Nein. Die CDU mag ähnliche Positionen haben wie die SPD auch. Aber die „SPD beißt, bevor die CDU bellt“, wie ganz treffend in einer Überschrift der taz zu lesen war. Auch der Grüne Abgeordnete Martin Thomas hat letztes Jahr in der Bürgerschaft nach den Vorfällen in Kattenturm gesagt, es wäre wichtig, auf die subjektiven Ängste vor Kriminalität in der Bevölkerung zu reagieren. Das ist nicht Populismus, sondern entspricht einem Sicherheitsbedürfnis in den Ballungsräumen.

Es handelt sich also um ein subjektives Sicherheitsgefühl?

Es ist ein subjektives Gefühl, wenn ältere Menschen sich vorm Handtaschenraub ängstigen. Natürlich ist eine Lücke zwischen subjektiver und objektiver Gefährdung festzustellen.

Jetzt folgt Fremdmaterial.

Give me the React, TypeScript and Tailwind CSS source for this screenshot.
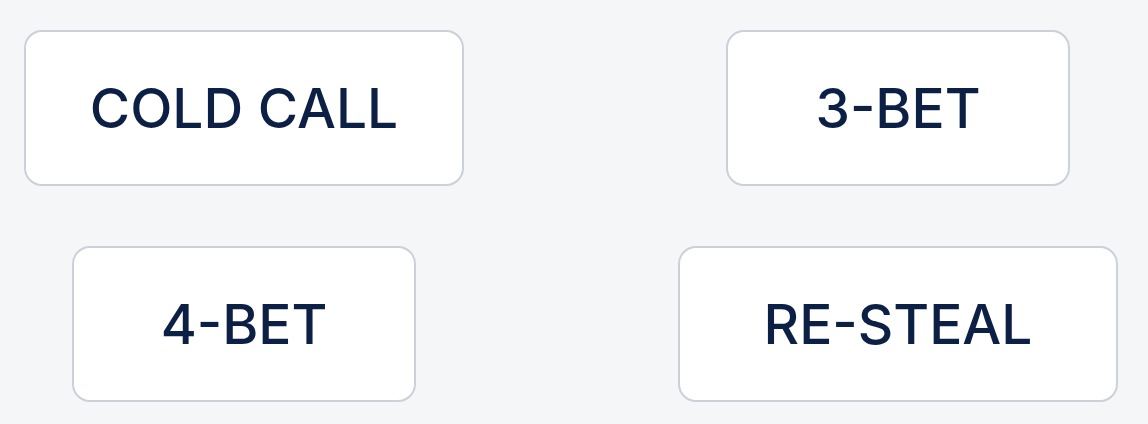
const options = [
  { label: "COLD CALL", w: "w-[440px]" },
  { label: "3-BET", w: "w-[344px]" },
  { label: "4-BET", w: "w-[344px]" },
  { label: "RE-STEAL", w: "w-[440px]" },
];

export default function App() {
  return (
    <main className="min-h-screen bg-[#f5f6f8] pl-6 pr-[30px] pt-[30px] font-['Inter',sans-serif]">
      <div className="grid grid-cols-[440px_440px] justify-between gap-y-[60px]">
        {options.map((o) => (
          <div key={o.label} className="flex justify-center">
            <button
              className={`${o.w} h-[156px] rounded-[18px] border-2 border-[#cbd0d9] bg-white text-[55px] font-medium text-[#0c1f44]`}
            >
              {o.label}
            </button>
          </div>
        ))}
      </div>
    </main>
  );
}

Aber wie schon Herr Thomas sagt: Das muß man ernst nehmen.

Horst Isola hat in der Presseerklärung am 3. Juli auch geschrieben: „Die Debatte über den Umgang mit jugendlichen Straftätern und Fragen zur Jugendkriminalitätspolitik müssen aus dem Wahlkampf und dem Parteiengezänk herausgehalten werden.“

Das ist eine grundsätzliche Aussage, die ich voll unterstütze.

Das Thema sei „viel zu sensibel und komplex, um für Wahlkampfzwecke mißbraucht zu werden“.

Man sollte das aus dem Wahlkampf heraushalten, das sagte ich bereits. Aber es ist ein Stück des Parteiprogramms, und so soll es auch benannt werden.

Es gibt Studien, die besagen, daß es zu platt sei, zu sagen, die Jugendkriminalität ist angestiegen.

Daß es einen Anstieg gibt, wird von niemandem bezweifelt.

Es gibt vor allem einen Anstieg von Bagatelldelikten...

Ja, aber es war in der Vergangenheit falsch, die Straftaten zu bagatellisieren.

Die Presseerklärung von Horst Isola am 3. Juli war in meinen Augen ein Appell, das Thema aus dem Wahlkampf rauszuhalten. Jetzt ist das aber doch passiert...

Ich finde nicht, daß das Thema im Wahlkampf ist. Wenn Schröder morgen den Kandidaten für den Außenministerposten vorstellt, ist das Thema draußen. In zwei Monaten ist die Wahl. Die Parteien haben doch das Recht, zu sagen, was sie für Programme haben.